EXTRACTED MATERIAL:
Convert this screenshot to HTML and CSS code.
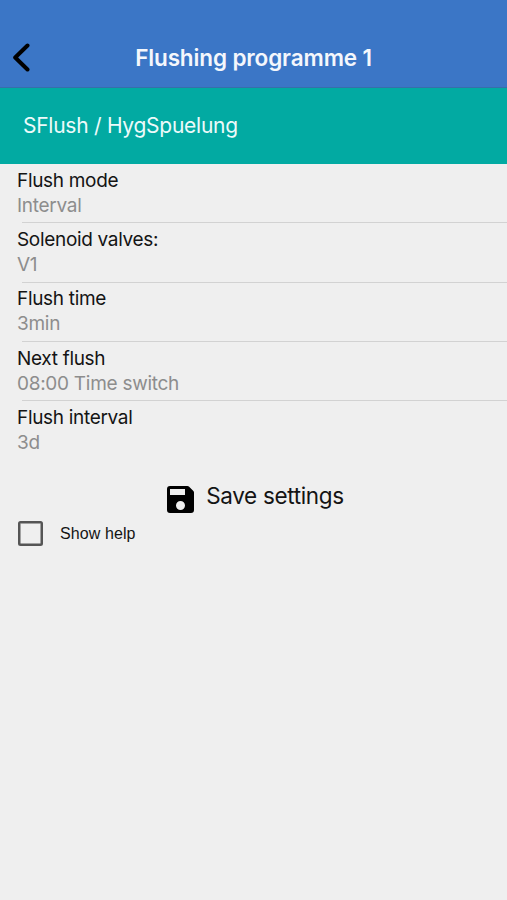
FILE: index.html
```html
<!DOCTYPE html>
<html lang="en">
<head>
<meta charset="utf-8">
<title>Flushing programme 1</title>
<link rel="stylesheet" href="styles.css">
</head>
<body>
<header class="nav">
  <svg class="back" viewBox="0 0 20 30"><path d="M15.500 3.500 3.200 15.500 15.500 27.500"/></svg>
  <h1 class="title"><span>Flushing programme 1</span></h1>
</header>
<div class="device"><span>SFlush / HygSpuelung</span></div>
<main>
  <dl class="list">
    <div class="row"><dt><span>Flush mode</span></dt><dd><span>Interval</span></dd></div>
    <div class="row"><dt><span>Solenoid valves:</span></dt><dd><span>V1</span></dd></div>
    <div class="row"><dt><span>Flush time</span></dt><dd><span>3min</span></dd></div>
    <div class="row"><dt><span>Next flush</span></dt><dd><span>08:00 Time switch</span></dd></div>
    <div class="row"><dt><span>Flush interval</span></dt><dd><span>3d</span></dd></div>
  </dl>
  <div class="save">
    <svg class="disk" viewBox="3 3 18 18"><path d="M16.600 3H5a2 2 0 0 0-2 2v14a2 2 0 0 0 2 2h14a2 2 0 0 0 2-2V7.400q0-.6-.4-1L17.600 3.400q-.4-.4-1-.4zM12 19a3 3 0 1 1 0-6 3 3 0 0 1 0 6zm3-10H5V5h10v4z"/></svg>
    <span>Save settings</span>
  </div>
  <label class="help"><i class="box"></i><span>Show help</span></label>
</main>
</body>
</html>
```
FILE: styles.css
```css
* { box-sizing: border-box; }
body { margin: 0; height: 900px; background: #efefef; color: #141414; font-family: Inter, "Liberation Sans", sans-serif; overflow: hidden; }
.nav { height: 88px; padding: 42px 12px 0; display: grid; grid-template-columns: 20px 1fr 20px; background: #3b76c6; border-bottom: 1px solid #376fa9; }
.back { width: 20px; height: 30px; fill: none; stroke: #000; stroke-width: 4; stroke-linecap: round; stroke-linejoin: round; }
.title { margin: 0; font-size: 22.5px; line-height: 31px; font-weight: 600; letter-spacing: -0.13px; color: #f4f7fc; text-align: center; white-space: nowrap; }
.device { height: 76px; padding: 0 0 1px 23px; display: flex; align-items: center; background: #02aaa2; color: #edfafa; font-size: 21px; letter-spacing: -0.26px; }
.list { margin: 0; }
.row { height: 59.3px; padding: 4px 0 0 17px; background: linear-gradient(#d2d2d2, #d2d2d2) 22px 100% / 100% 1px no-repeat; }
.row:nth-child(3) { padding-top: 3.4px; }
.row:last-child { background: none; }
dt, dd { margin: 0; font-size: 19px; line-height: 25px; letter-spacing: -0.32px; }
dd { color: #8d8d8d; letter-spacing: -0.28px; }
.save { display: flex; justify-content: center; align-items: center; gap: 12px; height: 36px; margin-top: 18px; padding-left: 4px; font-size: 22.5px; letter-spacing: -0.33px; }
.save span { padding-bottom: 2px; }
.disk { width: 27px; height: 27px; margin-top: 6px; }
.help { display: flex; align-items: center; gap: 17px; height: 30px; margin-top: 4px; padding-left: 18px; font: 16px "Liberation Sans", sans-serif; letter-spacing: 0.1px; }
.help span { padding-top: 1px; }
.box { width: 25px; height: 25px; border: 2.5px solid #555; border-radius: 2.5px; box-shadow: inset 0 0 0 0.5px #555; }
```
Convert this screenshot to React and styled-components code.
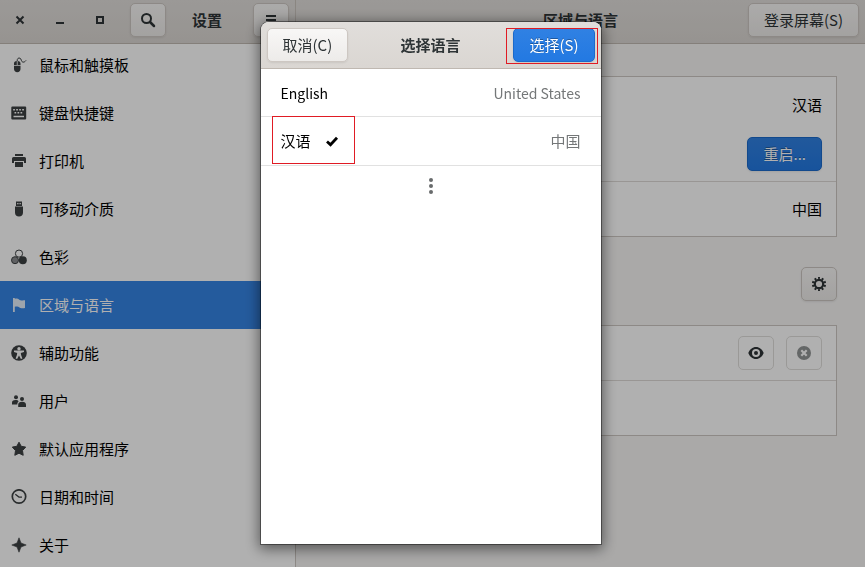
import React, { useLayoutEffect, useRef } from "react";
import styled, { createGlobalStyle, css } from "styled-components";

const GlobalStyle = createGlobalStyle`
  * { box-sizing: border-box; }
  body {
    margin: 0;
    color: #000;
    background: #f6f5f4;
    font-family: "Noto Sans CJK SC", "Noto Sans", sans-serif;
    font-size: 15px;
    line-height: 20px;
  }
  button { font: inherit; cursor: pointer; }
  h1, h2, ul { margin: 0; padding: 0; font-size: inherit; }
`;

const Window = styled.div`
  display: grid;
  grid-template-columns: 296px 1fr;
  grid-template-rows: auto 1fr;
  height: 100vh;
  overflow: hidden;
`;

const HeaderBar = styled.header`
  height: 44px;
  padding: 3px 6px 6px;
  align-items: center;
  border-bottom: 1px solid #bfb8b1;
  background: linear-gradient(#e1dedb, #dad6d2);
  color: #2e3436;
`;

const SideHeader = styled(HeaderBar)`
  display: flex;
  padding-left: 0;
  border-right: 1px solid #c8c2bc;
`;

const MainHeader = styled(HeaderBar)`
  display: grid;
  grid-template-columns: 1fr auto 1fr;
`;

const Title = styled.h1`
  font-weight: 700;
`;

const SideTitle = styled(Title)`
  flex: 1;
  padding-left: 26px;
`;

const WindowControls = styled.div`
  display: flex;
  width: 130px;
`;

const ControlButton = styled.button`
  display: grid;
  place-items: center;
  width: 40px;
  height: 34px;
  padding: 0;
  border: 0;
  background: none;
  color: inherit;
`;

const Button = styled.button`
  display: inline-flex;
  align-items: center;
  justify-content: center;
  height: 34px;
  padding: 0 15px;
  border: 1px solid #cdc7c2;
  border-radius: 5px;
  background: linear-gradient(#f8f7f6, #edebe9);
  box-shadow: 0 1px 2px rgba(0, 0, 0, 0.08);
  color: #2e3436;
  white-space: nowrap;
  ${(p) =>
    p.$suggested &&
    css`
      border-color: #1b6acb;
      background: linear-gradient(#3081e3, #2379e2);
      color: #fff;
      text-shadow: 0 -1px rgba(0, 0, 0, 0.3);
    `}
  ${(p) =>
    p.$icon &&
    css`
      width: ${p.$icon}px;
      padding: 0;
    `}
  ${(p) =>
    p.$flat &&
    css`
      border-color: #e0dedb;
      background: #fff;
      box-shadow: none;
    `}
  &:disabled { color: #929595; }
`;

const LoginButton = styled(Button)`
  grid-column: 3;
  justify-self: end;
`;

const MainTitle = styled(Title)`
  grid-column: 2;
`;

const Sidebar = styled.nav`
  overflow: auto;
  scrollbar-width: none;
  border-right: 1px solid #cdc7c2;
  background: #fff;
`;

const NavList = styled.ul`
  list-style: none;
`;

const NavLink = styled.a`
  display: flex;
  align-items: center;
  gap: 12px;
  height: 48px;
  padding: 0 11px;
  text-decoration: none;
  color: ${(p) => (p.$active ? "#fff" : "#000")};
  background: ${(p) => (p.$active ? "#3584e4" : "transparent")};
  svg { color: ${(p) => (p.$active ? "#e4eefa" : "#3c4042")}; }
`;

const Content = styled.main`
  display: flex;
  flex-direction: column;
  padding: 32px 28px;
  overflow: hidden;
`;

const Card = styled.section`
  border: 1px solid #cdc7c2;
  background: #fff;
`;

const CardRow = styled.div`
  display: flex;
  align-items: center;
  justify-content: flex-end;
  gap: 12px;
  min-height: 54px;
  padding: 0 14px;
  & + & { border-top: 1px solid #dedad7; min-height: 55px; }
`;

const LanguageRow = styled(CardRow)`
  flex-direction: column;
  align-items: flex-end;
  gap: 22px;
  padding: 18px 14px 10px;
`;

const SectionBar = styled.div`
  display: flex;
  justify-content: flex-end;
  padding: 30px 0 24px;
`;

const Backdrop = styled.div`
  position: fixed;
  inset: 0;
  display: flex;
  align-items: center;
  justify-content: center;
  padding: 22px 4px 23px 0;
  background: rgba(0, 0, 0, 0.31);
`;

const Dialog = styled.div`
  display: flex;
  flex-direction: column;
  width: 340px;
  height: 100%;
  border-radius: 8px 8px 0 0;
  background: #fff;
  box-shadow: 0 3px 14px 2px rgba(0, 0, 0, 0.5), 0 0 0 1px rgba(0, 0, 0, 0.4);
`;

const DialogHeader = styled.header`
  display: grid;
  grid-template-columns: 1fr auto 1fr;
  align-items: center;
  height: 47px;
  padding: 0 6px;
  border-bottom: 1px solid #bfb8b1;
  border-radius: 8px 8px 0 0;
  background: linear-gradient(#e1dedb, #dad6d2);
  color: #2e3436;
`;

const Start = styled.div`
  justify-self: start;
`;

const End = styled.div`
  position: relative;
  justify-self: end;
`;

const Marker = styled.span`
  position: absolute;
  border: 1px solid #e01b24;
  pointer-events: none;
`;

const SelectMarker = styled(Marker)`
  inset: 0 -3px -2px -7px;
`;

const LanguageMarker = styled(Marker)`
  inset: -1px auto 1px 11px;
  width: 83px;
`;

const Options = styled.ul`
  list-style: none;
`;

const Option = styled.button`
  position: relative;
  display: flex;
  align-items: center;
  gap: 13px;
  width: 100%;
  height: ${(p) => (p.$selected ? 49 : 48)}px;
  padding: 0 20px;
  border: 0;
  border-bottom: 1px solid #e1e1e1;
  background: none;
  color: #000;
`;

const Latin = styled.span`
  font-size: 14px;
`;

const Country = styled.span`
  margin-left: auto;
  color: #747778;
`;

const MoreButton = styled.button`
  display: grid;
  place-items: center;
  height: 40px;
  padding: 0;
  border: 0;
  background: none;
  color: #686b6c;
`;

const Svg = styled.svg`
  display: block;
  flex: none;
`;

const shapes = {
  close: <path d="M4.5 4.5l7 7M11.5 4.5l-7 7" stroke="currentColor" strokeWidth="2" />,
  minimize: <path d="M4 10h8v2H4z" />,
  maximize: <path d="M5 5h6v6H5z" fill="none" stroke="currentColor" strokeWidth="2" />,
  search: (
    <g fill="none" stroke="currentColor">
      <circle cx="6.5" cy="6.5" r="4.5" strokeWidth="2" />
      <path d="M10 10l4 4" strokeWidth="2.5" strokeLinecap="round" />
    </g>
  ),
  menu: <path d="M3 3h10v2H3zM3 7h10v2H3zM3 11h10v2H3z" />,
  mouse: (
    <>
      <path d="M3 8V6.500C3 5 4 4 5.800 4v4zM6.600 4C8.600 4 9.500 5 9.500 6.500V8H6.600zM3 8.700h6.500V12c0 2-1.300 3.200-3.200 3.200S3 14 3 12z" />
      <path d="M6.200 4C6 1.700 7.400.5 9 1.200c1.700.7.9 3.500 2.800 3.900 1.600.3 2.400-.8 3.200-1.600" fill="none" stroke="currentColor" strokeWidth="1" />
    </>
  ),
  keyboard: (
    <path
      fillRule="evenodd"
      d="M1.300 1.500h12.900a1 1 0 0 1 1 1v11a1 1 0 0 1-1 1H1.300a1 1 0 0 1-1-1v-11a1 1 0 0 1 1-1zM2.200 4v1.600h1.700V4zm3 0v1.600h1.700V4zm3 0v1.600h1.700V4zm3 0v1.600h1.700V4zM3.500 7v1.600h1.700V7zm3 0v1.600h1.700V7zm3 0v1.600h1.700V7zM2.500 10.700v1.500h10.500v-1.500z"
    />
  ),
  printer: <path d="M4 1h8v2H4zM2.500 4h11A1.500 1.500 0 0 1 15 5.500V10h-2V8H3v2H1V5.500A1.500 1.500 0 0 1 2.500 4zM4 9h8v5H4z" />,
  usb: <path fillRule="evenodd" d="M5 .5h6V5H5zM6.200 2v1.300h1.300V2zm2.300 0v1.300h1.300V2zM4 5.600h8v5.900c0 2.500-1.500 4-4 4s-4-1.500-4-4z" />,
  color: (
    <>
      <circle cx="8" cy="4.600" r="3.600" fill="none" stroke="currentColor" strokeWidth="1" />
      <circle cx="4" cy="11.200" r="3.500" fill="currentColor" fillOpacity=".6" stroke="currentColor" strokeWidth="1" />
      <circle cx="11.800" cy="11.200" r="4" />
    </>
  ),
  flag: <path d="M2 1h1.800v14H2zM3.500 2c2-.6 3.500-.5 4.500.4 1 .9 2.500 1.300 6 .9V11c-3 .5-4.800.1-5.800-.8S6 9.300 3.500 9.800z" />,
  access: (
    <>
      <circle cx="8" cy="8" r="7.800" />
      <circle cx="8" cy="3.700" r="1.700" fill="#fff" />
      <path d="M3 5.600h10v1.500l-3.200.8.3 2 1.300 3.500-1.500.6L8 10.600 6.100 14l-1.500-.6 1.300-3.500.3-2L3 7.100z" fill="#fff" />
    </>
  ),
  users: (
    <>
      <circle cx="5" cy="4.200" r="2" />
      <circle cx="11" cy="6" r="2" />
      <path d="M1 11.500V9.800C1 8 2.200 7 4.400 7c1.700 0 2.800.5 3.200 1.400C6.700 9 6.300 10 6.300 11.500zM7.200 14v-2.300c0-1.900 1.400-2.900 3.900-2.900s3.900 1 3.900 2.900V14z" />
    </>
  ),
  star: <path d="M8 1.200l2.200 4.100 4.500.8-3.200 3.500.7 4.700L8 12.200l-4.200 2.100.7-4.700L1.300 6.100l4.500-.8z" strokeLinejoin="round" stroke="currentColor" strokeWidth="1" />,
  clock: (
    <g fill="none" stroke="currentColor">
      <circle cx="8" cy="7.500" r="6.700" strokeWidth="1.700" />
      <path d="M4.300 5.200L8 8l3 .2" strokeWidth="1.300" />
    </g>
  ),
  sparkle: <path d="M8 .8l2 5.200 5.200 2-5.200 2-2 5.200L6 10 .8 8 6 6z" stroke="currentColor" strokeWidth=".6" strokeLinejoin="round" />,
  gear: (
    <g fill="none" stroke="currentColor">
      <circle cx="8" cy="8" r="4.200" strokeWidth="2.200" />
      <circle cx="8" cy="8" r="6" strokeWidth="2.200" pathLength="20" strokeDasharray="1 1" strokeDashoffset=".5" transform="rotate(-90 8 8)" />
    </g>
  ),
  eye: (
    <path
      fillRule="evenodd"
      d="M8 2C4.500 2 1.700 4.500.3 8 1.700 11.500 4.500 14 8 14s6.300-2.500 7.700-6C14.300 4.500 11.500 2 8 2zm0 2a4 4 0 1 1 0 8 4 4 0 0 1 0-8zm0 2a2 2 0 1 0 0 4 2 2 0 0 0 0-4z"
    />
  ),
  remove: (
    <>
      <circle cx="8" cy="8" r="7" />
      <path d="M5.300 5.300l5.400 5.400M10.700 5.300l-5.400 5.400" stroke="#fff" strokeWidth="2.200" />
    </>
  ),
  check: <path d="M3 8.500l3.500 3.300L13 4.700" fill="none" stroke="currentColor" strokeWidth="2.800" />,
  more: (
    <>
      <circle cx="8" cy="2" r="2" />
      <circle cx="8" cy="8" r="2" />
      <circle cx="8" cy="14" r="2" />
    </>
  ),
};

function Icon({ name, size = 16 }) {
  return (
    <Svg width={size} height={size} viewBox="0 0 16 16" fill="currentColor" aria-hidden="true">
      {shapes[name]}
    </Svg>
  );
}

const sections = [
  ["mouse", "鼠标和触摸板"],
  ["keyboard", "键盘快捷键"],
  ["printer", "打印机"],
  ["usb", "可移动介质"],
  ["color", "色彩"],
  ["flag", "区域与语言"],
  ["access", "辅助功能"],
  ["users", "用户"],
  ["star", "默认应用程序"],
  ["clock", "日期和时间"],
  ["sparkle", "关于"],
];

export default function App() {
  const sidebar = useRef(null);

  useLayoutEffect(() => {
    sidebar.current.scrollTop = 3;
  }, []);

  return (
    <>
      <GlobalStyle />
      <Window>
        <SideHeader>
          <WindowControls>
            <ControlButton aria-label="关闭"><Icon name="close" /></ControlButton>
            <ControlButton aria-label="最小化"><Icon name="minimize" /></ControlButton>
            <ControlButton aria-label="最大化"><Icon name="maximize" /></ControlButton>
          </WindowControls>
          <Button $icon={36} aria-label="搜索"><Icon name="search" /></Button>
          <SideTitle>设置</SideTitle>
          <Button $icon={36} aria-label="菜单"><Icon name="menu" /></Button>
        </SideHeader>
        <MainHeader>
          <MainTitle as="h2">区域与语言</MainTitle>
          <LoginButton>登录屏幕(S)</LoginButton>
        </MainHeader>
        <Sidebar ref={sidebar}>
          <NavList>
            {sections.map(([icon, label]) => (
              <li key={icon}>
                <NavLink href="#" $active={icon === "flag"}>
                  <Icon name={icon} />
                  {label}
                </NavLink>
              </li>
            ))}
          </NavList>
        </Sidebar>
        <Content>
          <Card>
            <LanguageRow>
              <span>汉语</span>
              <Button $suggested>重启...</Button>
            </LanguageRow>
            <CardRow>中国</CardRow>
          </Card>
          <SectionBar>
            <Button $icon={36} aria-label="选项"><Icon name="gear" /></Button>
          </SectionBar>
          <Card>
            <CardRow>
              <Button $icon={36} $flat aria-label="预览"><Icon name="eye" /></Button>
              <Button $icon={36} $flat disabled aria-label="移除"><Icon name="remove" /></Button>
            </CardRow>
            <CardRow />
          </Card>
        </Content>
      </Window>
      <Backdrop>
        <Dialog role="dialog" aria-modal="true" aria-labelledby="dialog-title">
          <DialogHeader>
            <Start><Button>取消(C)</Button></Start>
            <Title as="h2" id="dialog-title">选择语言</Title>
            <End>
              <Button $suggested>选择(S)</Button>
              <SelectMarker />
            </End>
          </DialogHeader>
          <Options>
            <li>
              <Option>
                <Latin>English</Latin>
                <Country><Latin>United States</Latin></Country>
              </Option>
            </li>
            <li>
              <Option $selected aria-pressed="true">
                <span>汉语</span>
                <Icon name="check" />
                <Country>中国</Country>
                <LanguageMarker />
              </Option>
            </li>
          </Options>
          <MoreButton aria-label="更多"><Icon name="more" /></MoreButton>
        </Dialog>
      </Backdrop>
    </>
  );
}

WHAT THE TASK REQUIRES:
Pick out the lines containing the word "components" and show them.

WRITTEN RESPONSE:
Convert this screenshot to React and styled-components code.
import styled, { createGlobalStyle, css } from "styled-components";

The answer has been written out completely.